In this article I’ve picked out just a few sensory play ideas, but there are loads more out there, so why not have a think about what might work for your child and have some fun with it?
You may have noticed fidget toys becoming a bit of a craze over recent years – spinners, sheets of popping plastic – some schools have even gone as far as to ban them, which seems strangely counterproductive. While fidget toys may prove a distraction in the classroom for some children, for others they are actually a really useful way to help them focus and concentrate on what they’re doing. Many children with SPD or ASD find it very difficult to sit still, and having something to fiddle with can help to channel some of that excess energy and give them the sensory stimulation they need.
When Belle was at primary school she had one particularly mean teacher who was always telling her off for twiddling her hair. It was an unconscious act – I do it too so I know that – and yet this teacher focussed on it so negatively that Belle ended up being even more stressed than she started because she was so busy concentrating on NOT fidgeting!
There are a lot of different fidget toys available, so if you think your child might benefit from them then try out a few and see how you get on – you may find that just this simple distraction can have a big impact on their concentration and mental health, especially in stressful situations like school or in crowded spaces. You may even find that it paves the way for more calming activities, like mindfulness in the classroom – something which has also be shown to have huge benefits for kids’ mental health.
Creating a rich sensory environment at home
It’s easier than you think to build sensory play into a home environment, and there are lots of small tweaks that you can make to your home to help give your child that extra sensory input, indirectly as well as through play itself.
Let’s take your child’s bedroom as an example – what changes can we make here to enhance your child’s sensory experience and help them self-regulate? Lighting in one obvious way – rather than one bright overhead light, think about how to incorporate different lamps and colours and how you might change these according to your child’s mood. Lava lamps and bubble lamps are great for children to watch, and the movement and colours can be very soothing. Colour changing lamps or bulbs are also brilliant, as you can change these depending on mood or the time of day, using colour to stimulate different emotions.

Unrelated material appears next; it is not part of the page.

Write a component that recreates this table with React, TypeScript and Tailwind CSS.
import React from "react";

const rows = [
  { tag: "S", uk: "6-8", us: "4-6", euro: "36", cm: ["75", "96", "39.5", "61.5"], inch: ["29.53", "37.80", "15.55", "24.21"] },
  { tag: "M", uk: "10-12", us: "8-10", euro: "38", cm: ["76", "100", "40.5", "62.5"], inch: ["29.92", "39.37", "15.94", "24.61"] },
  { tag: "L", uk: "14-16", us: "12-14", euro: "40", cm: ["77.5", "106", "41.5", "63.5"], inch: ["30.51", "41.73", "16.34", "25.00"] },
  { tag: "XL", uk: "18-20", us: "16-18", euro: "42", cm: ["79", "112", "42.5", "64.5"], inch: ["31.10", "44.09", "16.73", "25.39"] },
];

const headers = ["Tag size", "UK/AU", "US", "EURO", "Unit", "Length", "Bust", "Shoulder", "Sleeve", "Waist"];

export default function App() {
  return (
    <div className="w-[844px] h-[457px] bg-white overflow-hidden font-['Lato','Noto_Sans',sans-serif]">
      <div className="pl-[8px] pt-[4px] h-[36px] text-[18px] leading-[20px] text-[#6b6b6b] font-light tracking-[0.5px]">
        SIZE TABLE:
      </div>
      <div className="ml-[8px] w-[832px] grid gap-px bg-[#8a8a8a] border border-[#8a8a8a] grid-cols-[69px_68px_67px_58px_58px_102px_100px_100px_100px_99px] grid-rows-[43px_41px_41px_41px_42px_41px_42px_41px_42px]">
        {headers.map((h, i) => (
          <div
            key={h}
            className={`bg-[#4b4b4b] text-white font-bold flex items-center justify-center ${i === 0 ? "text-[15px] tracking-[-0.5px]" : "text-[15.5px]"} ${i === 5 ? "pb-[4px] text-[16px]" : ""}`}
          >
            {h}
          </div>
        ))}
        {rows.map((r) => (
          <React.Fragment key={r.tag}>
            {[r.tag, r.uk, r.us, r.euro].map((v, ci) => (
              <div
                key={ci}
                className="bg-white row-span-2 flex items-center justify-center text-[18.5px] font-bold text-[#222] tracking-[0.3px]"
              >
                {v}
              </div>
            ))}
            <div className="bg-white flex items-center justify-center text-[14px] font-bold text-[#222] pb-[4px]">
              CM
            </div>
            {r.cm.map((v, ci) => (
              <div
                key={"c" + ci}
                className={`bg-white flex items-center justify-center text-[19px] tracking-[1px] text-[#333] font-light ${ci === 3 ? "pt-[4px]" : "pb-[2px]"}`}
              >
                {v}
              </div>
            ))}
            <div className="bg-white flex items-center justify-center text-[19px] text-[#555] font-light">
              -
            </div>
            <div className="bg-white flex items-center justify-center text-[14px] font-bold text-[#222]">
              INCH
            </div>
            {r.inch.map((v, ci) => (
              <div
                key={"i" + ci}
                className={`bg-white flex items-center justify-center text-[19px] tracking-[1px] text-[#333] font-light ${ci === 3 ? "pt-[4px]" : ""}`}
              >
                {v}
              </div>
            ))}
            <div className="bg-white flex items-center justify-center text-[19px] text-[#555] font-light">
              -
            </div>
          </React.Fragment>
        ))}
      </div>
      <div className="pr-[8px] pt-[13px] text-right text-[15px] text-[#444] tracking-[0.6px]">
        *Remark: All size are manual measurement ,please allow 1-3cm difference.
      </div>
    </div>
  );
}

Textures are another easy way to stimulate the senses – fluffy rugs, soft blankets, squishy cushions and soft toys – all of these work well. If your child experiences a lot of anxiety or has trouble sleeping you might also consider a weighted blanket for their bed, as these have been show to have a positive impact on mental health, promoting a feeling of safety and calm.
Finally think about the senses that are sometimes forgotten – think oil diffusers, scented candles, music and audio.
Sensory play for babies
Introducing sensory play from a young age is the best way to tap into its benefits and for babies I’m afraid this means mess and noise! Babies love exploring things with their hands, so let them go wild with textures, bang pots and pans, anything that gets their eyes sparkling!
Babies do love to put things in their mouths too, so building this into play can be useful. For example, how about sitting your baby on a big mat covered with cold, cooked spaghetti? They’ll benefit from the sensory aspect, touching the spaghetti and finding out more about it that way, but then if they want to give it a taste too then that’s okay!